Measurement of emotional and physical functioning among individuals experiencing chronic pain falls within two broad categories: retrospective and momentary. Retrospective measurement uses well-constructed, detailed and sometimes lengthy self-report questionnaires to capture a global assessment of physical and emotional functioning. Retrospective questionnaires typically ask respondents to estimate and summarize their level of functioning across the past week or month. On the other hand, momentary measures are brief and focus on individuals’ immediate emotional and/or physical state. Because of their convenience, momentary measures allow for repeated daily administration and may assist in unveiling important symptom patterns.
Traditionally, repeated administration of momentary measures has relied on a paper-based diary format. However, this format is prone to poor compliance and higher frequencies of missing information. In an effort to improve the quality of information collected, a number of researchers have migrated paper-based diaries to a variety of electronic formats such as personal digital assistants, cellular phones and personal computers. As compared with paper-based diaries, electronic pain diaries tend to be preferred by patients and produce more reliable and accurate information. Recent research has demonstrated that careful use of electronic pain diaries may lead to more tailored treatment and thereby increase the possibility of more meaningful change in patients’ symptoms.

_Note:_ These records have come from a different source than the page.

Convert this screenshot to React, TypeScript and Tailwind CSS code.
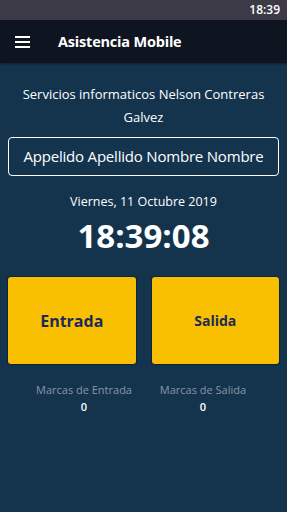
import React from "react";

export default function App() {
  return (
    <div
      className="w-[287px] h-[512px] flex flex-col bg-[#14344e] overflow-hidden"
      style={{ fontFamily: '"Open Sans", "Noto Sans", sans-serif' }}
    >
      {/* status bar */}
      <div className="h-[20px] bg-[#3b3a46] flex items-center justify-end pr-[7px]">
        <span className="text-white text-[12px] font-semibold leading-none">18:39</span>
      </div>
      {/* toolbar */}
      <div className="h-[43px] bg-[#0e1420] flex items-center shadow-[0_1px_2px_rgba(0,0,0,0.4)]">
        <div className="w-[58px] pl-[15px] flex flex-col gap-[3px]">
          <div className="w-[15px] h-[2px] bg-white" />
          <div className="w-[15px] h-[2px] bg-white" />
          <div className="w-[15px] h-[2px] bg-white" />
        </div>
        <span className="text-white text-[14.5px] font-bold tracking-[-0.2px]">Asistencia Mobile</span>
      </div>
      {/* content */}
      <div className="flex flex-col items-center px-[8px] pt-[20px]">
        <p className="text-white text-[13px] leading-[23px] text-center px-[10px]">
          Servicios informaticos Nelson Contreras Galvez
        </p>
        <div className="mt-[8px] w-full h-[39px] border border-white rounded-[4px] flex items-center justify-center">
          <span className="text-white text-[15px] tracking-[-0.2px]">Appelido Apellido Nombre Nombre</span>
        </div>
        <p className="mt-[18px] text-white text-[12.5px] leading-[16px]">Viernes, 11 Octubre 2019</p>
        <p className="mt-[6px] text-white text-[33px] font-bold leading-[40px]">18:39:08</p>
        <div className="mt-[21px] w-full grid grid-cols-2 gap-[16px]">
          <button className="h-[87px] bg-[#f8c000] rounded-[3px] shadow-[0_0_1px_1px_rgba(0,0,30,0.35)] flex items-center justify-center">
            <span className="text-[#1b2a5a] text-[16px] font-bold">Entrada</span>
          </button>
          <button className="h-[87px] bg-[#f8c000] rounded-[3px] shadow-[0_0_1px_1px_rgba(0,0,30,0.35)] flex items-center justify-center">
            <span className="text-[#1b2a5a] text-[14px] font-bold">Salida</span>
          </button>
        </div>
        <div className="mt-[19px] flex justify-center">
          <div className="w-[119px] flex flex-col items-center">
            <span className="text-[#8796a5] text-[11px] leading-[14px]">Marcas de Entrada</span>
            <span className="mt-[3px] text-white text-[11px] font-semibold leading-[14px]">0</span>
          </div>
          <div className="w-[119px] flex flex-col items-center">
            <span className="text-[#8796a5] text-[11px] leading-[14px]">Marcas de Salida</span>
            <span className="mt-[3px] text-white text-[11px] font-semibold leading-[14px]">0</span>
          </div>
        </div>
      </div>
    </div>
  );
}
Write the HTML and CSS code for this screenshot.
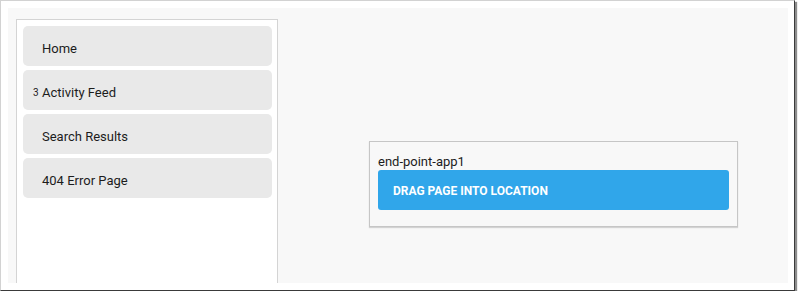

Despite the potential benefit of electronic pain diaries, their use is not widespread in clinical treatment. Routine adoption of electronic pain diaries has been hampered by prohibitive hardware and software costs associated with these forms of assessment. To address this barrier, a simple and easy-to-use computer program called ePain was created that automates the collection of momentary ratings for individuals who experience chronic pain. This program is freeware and can be downloaded at www.scarthmckillop.ca. It is gender-specific, with one version for women and another for men. The program has been designed to be small in size and requires a Windows operating system and a PDF viewer.
The main screen asks the user to (1) rate his or her current pain, mood and level of activity, (2) indicate on the body image those areas that are painful today, and (3) describe how his or her day was. The program assumes that one diary entry will be provided for each day, usually at the end of the day. However, the program permits users to enter as many diary entries as they wish on any given day.
The user indicates areas of pain by drawing on the body diagram. To highlight body areas that are painful, the user clicks the mouse over the appropriate body area, creating a red circle on the selected body area. Right-clicking the mouse erases the red circle.
The program allows the user to review all saved diary entries and to print, save or email any diary entry. An example of a printed diary record is shown in Figure 1.
Displaying Multiple Records
A range of up to 100 records can be viewed at one time. This creates a summary chart that displays an accumulated pain drawing as well as charts of pain, mood and activity ratings across time. In the accumulated pain drawing, red shading is used to depict how frequently specific body areas were selected. The brighter the area, the more frequently that area was selected in the diary records. Figure 2 depicts summary information for a range of records.
Ultimately, the usefulness and acceptance of electronic pain diaries will depend on their accessibility, cost, reliability, technical simplicity and meaningfulness to both patient and provider. Electronic pain diaries are not a panacea, but judicious use of this form of assessment may be helpful when monitoring ongoing treatment or any planned change to a treatment regimen. We hope that our program will be of some benefit to health care providers and their patients and will enhance quality of care.